What did Liz Cheney say in her speech to the House and why has she been removed from Party leadership?

A vote on Wednesday saw Rep. Liz Cheney removed from the role of GOP conference chair for refusing to support former President Trump's false claims of election fraud.

A vote on Wednesday saw Rep. Liz Cheney removed from the role of GOP conference chair for refusing to support former President Trump's false claims of election fraud.
JONATHAN ERNSTREUTERS

On Wednesday Republicans in the House of Representatives voted to remove Rep. Liz Cheney from the Party’s leadership ranks for her outspoken criticism of former President Donald Trump. The former GOP conference chair has refused to forward Trump’s false claims of election fraud, something that has put her at odds with the bulk of the GOP caucus.

After the result of the vote was confirmed Cheney told reporters in the Capitol that she intended to fight for the "fundamental principles of conservatism” in the face of Trump’s lies.

She said: "We must go forward based on truth. We cannot both embrace the big lie and embrace the Constitution.”

Cheney gives impassioned speech in the House of Representatives

The vote that took place on Wednesday was the culmination of a concerted effort by many from within the Party to oust Cheney from her position.
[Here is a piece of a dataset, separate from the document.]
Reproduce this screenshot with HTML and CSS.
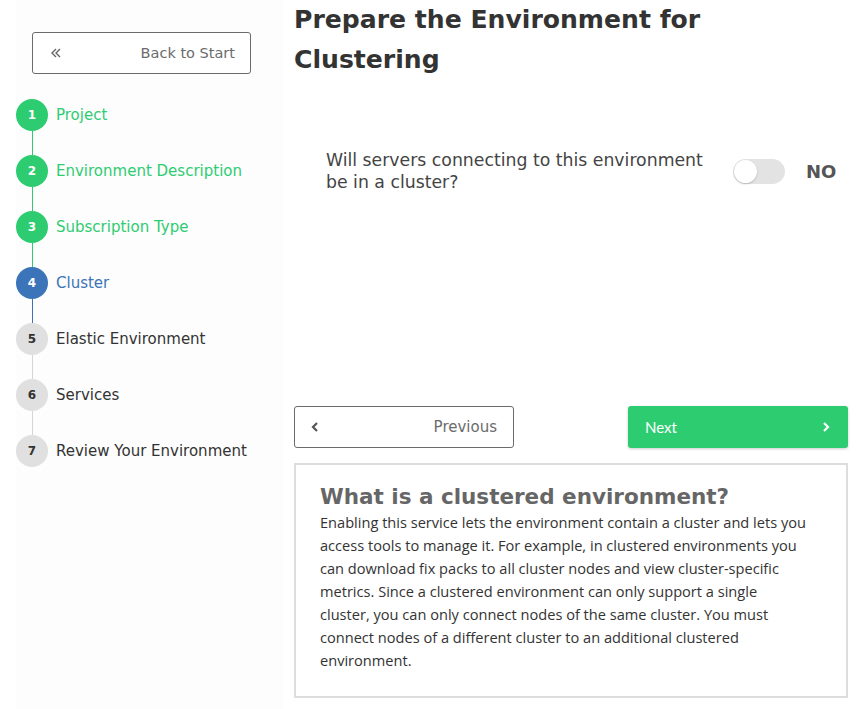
FILE: index.html
```html
<!DOCTYPE html>
<html>
<head>
<meta charset="utf-8">
<link rel="stylesheet" href="styles.css">
</head>
<body>
<div class="page">
  <aside class="sidebar">
    <div class="back-wrap">
      <button class="back-btn">
        <svg class="dbl" width="12" height="12" viewBox="0 0 12 12"><path d="M6 2 L2 6 L6 10 M10 2 L6 6 L10 10" fill="none" stroke="#666" stroke-width="1.4"/></svg>
        <span>Back to Start</span>
      </button>
    </div>
    <ol class="steps">
      <li class="step done"><span class="num">1</span><span class="label">Project</span></li>
      <li class="step done"><span class="num">2</span><span class="label">Environment Description</span></li>
      <li class="step done"><span class="num">3</span><span class="label">Subscription Type</span></li>
      <li class="step active"><span class="num">4</span><span class="label">Cluster</span></li>
      <li class="step"><span class="num">5</span><span class="label">Elastic Environment</span></li>
      <li class="step"><span class="num">6</span><span class="label">Services</span></li>
      <li class="step last"><span class="num">7</span><span class="label">Review Your Environment</span></li>
    </ol>
  </aside>
  <main class="main">
    <h1 class="title">Prepare the Environment for Clustering</h1>
    <div class="question">
      <p class="q-text">Will servers connecting to this environment be in a cluster?</p>
      <div class="toggle"><span class="knob"></span></div>
      <span class="toggle-label">NO</span>
    </div>
    <div class="nav">
      <button class="prev-btn">
        <svg width="10" height="12" viewBox="0 0 10 12"><path d="M7 2 L3 6 L7 10" fill="none" stroke="#555" stroke-width="2.2"/></svg>
        <span>Previous</span>
      </button>
      <button class="next-btn">
        <span>Next</span>
        <svg width="10" height="12" viewBox="0 0 10 12"><path d="M3 2 L7 6 L3 10" fill="none" stroke="#fff" stroke-width="2.2"/></svg>
      </button>
    </div>
    <section class="info">
      <h2>What is a clustered environment?</h2>
      <p>Enabling this service lets the environment contain a cluster and lets you access tools to manage it. For example, in clustered environments you can download fix packs to all cluster nodes and view cluster-specific metrics. Since a clustered environment can only support a single cluster, you can only connect nodes of the same cluster. You must connect nodes of a different cluster to an additional clustered environment.</p>
    </section>
  </main>
</div>
</body>
</html>
```

FILE: styles.css
```css
* { box-sizing: border-box; }
html, body { margin: 0; padding: 0; background: #fff; }
body { font-family: "DejaVu Sans", sans-serif; color: #333; }

.page {
  display: flex;
  padding: 0 10px 0 16px;
  height: 709px;
}

.sidebar {
  width: 267px;
  flex: none;
  background: #fdfdfd;
  padding-top: 32px;
}

.back-wrap { padding-left: 16px; }

.back-btn {
  width: 219px;
  height: 42px;
  border: 1px solid #6b6b6b;
  border-radius: 3px;
  background: #fff;
  display: flex;
  align-items: center;
  justify-content: space-between;
  padding: 0 15px 0 17px;
  font-family: "DejaVu Sans", sans-serif;
  font-size: 14.5px;
  color: #6b6b6b;
}

.steps {
  list-style: none;
  margin: 25px 0 0 0;
  padding: 0;
}

.step {
  position: relative;
  display: flex;
  align-items: center;
  height: 32px;
  margin-bottom: 24px;
}

.step::after {
  content: "";
  position: absolute;
  left: 16px;
  top: 32px;
  width: 1px;
  height: 24px;
  background: #d6d6d6;
}
.step.done::after { background: #2ecc71; }
.step.active::after { background: #3b74b8; }
.step.last::after { display: none; }

.num {
  width: 32px;
  height: 32px;
  border-radius: 50%;
  background: #e0e0e0;
  color: #333;
  font-size: 12px;
  font-weight: 700;
  display: flex;
  align-items: center;
  justify-content: center;
  flex: none;
}
.step.done .num { background: #2ecc71; color: #fff; }
.step.active .num { background: #3b74b8; color: #fff; }

.label {
  margin-left: 8px;
  font-size: 15px;
  color: #333;
}
.step.done .label { color: #2ecc71; }
.step.active .label { color: #3b74b8; }

.main {
  margin-left: 11px;
  width: 554px;
  flex: none;
}

.title {
  margin: 0;
  font-size: 25.1px;
  font-weight: 700;
  line-height: 40px;
  color: #333;
  width: 440px;
}

.question {
  display: flex;
  align-items: center;
  margin-top: 69px;
  padding-left: 32px;
}

.q-text {
  margin: 0;
  width: 392px;
  font-size: 17.3px;
  line-height: 22px;
  color: #444;
}

.toggle {
  margin-left: 15px;
  width: 52px;
  height: 25px;
  border-radius: 13px;
  background: #e3e3e3;
  position: relative;
  flex: none;
}
.knob {
  position: absolute;
  left: 1px;
  top: 1px;
  width: 23px;
  height: 23px;
  border-radius: 50%;
  background: #fff;
  box-shadow: 0 1px 2px rgba(0,0,0,0.2);
}

.toggle-label {
  margin-left: 21px;
  font-size: 18px;
  font-weight: 700;
  color: #555;
  line-height: 25px;
}

.nav {
  display: flex;
  justify-content: space-between;
  margin-top: 213px;
}

.prev-btn, .next-btn {
  width: 220px;
  height: 42px;
  border-radius: 3px;
  display: flex;
  align-items: center;
  justify-content: space-between;
  font-size: 15px;
}

.prev-btn {
  background: #fff;
  border: 1px solid #6b6b6b;
  color: #6b6b6b;
  padding: 0 16px 0 15px;
  font-family: "DejaVu Sans", sans-serif;
}

.next-btn {
  background: #2ecc71;
  border: none;
  color: #fff;
  padding: 0 17px 0 17px;
  font-family: Lato, sans-serif;
  box-shadow: 0 1px 3px rgba(0,0,0,0.2);
}

.info {
  margin-top: 15px;
  border: 2px solid #ddd;
  padding: 18px 37px 18px 24px;
  height: 235px;
}

.info h2 {
  margin: 0;
  font-size: 21.5px;
  font-weight: 700;
  color: #666;
  line-height: 28px;
  white-space: nowrap;
}

.info p {
  margin: 0;
  font-family: "Open Sans", sans-serif;
  font-size: 14.6px;
  line-height: 23px;
  color: #333;
}
```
The third-highest ranking Republican in the House had survived a similar vote in the aftermath of the 6 January insurrection, but she had faced growing calls to be removed by Party colleagues.
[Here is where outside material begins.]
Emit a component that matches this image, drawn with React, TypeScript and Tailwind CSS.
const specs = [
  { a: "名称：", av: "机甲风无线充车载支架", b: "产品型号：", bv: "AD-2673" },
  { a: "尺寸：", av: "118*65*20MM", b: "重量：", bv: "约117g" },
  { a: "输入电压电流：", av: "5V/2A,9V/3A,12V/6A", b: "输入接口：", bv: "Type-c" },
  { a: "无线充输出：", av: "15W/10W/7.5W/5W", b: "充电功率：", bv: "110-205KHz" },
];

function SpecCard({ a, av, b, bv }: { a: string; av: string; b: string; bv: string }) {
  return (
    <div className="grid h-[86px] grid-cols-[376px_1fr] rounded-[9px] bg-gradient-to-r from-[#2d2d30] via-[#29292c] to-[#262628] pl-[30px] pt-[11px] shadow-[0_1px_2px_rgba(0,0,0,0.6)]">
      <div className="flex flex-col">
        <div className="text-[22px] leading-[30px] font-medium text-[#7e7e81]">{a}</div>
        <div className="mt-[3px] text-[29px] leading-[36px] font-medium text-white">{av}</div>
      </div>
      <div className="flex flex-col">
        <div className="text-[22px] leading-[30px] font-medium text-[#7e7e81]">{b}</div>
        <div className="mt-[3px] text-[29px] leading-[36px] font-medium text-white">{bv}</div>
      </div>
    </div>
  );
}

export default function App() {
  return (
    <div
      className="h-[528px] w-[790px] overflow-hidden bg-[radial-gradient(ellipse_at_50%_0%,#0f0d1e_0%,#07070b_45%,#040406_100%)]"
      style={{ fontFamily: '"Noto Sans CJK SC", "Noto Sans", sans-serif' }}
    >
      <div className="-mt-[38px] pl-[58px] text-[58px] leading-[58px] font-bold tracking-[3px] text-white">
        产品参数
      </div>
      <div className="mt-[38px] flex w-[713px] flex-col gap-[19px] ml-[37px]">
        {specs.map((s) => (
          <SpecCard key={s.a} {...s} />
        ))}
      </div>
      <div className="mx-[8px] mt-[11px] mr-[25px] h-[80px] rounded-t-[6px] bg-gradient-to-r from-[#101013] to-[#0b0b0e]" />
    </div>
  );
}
On Tuesday evening Cheney addressed the House in a forthright speech in which she warned that the Party risked losing both its identity and its credibility if it continued to entertain the lies perpetuated by Trump.
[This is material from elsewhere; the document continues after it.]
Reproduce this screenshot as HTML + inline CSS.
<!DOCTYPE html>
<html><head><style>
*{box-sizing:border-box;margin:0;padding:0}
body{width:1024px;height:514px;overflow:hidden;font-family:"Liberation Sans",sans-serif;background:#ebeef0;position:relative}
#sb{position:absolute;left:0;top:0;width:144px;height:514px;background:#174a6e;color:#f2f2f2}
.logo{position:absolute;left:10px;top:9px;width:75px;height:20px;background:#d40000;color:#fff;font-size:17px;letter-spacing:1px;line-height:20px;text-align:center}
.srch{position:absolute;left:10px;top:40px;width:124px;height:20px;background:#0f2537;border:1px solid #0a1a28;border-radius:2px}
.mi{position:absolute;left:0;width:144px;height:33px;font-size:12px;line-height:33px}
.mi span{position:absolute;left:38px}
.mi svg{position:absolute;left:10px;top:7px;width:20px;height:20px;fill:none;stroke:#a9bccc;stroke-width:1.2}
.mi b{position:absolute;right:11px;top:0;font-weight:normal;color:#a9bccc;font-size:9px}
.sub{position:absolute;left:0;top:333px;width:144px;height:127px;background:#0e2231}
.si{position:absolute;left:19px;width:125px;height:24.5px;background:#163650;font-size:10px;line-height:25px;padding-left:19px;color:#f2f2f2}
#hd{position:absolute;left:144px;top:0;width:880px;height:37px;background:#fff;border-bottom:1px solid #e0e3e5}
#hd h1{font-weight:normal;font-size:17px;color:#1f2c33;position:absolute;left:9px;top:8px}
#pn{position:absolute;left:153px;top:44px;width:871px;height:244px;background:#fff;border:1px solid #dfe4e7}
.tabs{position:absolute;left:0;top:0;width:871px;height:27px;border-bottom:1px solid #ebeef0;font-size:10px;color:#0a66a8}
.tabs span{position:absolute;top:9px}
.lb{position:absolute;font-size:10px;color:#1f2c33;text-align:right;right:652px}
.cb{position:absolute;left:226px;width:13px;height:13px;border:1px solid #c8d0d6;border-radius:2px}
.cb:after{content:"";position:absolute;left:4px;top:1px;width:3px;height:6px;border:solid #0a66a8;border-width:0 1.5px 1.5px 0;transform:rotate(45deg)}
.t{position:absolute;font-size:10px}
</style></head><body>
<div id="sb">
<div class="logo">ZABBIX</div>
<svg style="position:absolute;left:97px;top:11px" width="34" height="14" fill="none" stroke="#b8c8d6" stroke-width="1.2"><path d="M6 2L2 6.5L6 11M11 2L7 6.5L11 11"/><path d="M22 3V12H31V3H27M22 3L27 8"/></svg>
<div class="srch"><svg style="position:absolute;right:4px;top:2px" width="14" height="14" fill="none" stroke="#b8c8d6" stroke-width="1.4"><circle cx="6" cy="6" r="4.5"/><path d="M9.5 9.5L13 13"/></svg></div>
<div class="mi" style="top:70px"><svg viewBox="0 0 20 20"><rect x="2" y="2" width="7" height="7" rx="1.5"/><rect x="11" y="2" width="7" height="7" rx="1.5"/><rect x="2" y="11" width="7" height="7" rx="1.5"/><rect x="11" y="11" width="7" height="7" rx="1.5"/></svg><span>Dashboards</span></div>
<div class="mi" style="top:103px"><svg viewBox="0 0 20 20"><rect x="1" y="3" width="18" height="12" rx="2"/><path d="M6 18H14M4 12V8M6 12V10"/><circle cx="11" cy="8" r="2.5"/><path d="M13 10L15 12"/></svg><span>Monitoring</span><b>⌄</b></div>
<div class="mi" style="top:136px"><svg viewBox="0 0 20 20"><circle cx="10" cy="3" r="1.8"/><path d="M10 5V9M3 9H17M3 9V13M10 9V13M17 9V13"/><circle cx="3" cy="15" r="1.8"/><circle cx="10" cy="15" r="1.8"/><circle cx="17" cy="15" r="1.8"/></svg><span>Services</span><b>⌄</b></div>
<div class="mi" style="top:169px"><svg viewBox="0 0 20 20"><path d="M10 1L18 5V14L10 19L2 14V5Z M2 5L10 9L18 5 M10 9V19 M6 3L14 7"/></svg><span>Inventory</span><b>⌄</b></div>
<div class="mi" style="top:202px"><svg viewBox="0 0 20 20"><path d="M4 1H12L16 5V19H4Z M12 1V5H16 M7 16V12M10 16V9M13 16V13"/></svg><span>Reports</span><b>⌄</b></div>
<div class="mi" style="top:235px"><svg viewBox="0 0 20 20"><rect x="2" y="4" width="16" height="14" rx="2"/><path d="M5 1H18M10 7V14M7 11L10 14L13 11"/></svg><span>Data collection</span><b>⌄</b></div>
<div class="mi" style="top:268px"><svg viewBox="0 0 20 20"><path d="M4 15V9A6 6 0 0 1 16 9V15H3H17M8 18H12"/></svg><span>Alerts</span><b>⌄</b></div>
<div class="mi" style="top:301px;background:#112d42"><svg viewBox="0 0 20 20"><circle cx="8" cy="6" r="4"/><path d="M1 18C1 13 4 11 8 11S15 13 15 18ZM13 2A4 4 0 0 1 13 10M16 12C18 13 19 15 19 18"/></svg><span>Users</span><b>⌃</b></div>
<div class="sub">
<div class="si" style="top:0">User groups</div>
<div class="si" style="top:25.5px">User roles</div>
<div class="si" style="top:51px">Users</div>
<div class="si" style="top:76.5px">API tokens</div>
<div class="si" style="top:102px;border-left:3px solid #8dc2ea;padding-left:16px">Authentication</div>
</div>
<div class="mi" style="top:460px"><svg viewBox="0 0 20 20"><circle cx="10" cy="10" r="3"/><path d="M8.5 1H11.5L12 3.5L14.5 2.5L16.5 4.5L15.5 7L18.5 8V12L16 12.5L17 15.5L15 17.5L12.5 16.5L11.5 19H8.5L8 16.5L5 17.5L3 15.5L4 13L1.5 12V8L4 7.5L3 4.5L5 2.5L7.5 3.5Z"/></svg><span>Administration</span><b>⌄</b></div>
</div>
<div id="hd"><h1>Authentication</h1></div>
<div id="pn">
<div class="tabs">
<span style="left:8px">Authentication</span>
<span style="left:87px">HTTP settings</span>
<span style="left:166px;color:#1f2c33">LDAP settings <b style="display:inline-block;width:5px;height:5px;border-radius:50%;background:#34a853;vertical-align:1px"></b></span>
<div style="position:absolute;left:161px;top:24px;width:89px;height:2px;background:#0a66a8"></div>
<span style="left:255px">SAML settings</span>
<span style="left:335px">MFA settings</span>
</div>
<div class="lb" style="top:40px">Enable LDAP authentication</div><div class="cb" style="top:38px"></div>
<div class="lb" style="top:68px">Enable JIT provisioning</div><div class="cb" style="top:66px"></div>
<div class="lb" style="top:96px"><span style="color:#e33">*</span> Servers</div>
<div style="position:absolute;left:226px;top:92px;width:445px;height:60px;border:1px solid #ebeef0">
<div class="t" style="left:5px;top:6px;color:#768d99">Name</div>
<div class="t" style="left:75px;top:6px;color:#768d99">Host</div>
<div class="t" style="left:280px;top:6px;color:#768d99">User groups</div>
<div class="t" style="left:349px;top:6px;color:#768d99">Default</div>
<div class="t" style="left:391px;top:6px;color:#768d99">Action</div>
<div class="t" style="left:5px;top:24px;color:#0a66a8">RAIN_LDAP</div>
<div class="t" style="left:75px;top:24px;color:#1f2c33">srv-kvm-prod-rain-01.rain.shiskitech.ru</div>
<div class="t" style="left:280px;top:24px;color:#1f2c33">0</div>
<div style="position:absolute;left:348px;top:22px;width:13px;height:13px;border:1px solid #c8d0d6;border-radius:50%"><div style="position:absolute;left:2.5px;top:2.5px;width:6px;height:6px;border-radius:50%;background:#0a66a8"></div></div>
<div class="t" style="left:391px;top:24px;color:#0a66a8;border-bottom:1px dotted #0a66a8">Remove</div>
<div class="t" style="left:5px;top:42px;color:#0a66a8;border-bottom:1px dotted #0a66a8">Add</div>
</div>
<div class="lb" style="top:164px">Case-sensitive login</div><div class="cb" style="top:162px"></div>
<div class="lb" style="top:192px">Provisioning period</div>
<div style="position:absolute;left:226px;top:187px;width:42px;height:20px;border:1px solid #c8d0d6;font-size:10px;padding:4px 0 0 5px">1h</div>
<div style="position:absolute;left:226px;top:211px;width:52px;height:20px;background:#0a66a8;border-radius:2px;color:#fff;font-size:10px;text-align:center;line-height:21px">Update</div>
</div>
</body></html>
“Remaining silent and ignoring the lie emboldens the liar,” Cheney told those gathered in the chamber. “I will not participate in that. I will not sit back and watch in silence while others lead our party down a path that abandons the rule of law and joins the former president’s crusade to undermine our democracy.”

She continued: "I am a conservative Republican, and the most conservative of conservative principles is reverence for the rule of law.”

"The election is over. That is the rule of law. That is our constitutional process. Those who refuse to accept the rulings of our courts are at war with the Constitution."

What next for the Republican Party and Liz Cheney?

Although the secret ballot vote saw Cheney removed from her leadership position, she retains her seat in the House as the representative for Wyoming. But after falling foul of the considerable Trump-supporting faction of the Party she now faces a challenge for her seat, with the challenger likely to receive hefty financial support from the former President.

In terms of her recently-vacantly position, New York congresswoman Elise Stefanik appears the most likely to replace her. Stefanik’s voting record is widely considered to be less conservative that Cheney’s and has previously claimed to be one of the “most bipartisan” members of Congress.

However Stefanik has been more willing to toe the Party line, and was one of 147 Republican lawmakers who opposed the certification of election results after Trump was defeated in last year’s election. This saw her removed from a panel at Harvard University; a move which Stefanik said she saw as a “rite of passage and badge of honour.”